If you haven't seen it by now, be aware that the Securities and Exchange Commission has decided to exempt stockbrokers from any standards that are employed by registered financial advisors.


This is all started back in 1999 when the SEC proposed a new rule that would exempt fee-based brokerage programs from certain standards (fiduciary and disclosure) of the Investment Advisers Act of 1940, thereby requiring only a basic, rather minimal, disclosure that the account was indeed a brokerage account. However, unlike a typical SEC modus operandi, this one was never adopted although the agency did allow brokers to operate under such an exemption until the final rule was adopted.


Along came our friends at the Financial Planning Association who, this past summer, filed a petition in the U.S. Court of Appeals challenging this proposed rule that would expand the exemption for broker-dealers otherwise subject to the fiduciary and disclosure standards of the Advisers Act.


"This lawsuit is about restoring the integrity of the Investment Advisers Act and its protections to investors by eliminating a loophole for broker-dealers and allowing them to operate as advisers with virtually no disclosure of conflicts," said Elizabeth Jetton, president of FPA. "For nearly five years the SEC has permitted brokerage firms to comply with a rule that was never adopted. We believe that at a minimum, the SEC should comply with the rules under which federal regulations are adopted and to act promptly by withdrawing a poorly conceived regulation."


It should be mentioned that a slew of consumer and adviser groups have also been lobbying the SEC to withdraw or even clarify what it meant that investment advice be "solely incidental" to brokerage services.


"Clearly, consumers, financial planners, and compliance professionals still do not know what the SEC meant under the rule proposal," said Ms. Jetton. "However, instead of attempting to define a difficult legal concept, we believe the public would be better served by requiring brokers to operate under the higher standards of investor protection afforded by the Advisers Act."

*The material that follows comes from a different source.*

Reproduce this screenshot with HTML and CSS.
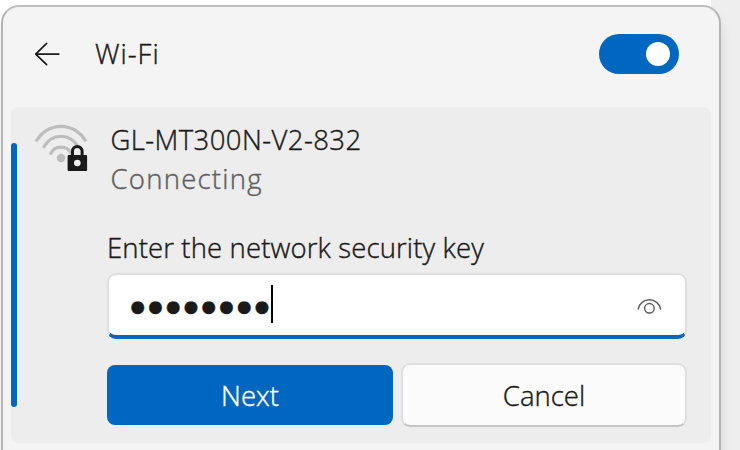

But what the SEC has done is pretty much ignored the reasoned objections of these financial planners and consumer groups even though it sought to reassure the securities industry in general that brokers are safe from enforcement action under the law. The FPA has claimed that this is a double standard and it has asked the court to force the SEC to withdraw the regulatory exemption for brokers who also act as financial planners.


To say that this is a reasonable argument would be an understatement. The FPA is right on the money here. All they are saying is that brokers who act as financial advisors should be treated as such by the law. Is that so hard to understand? Not at all. The FPA is right.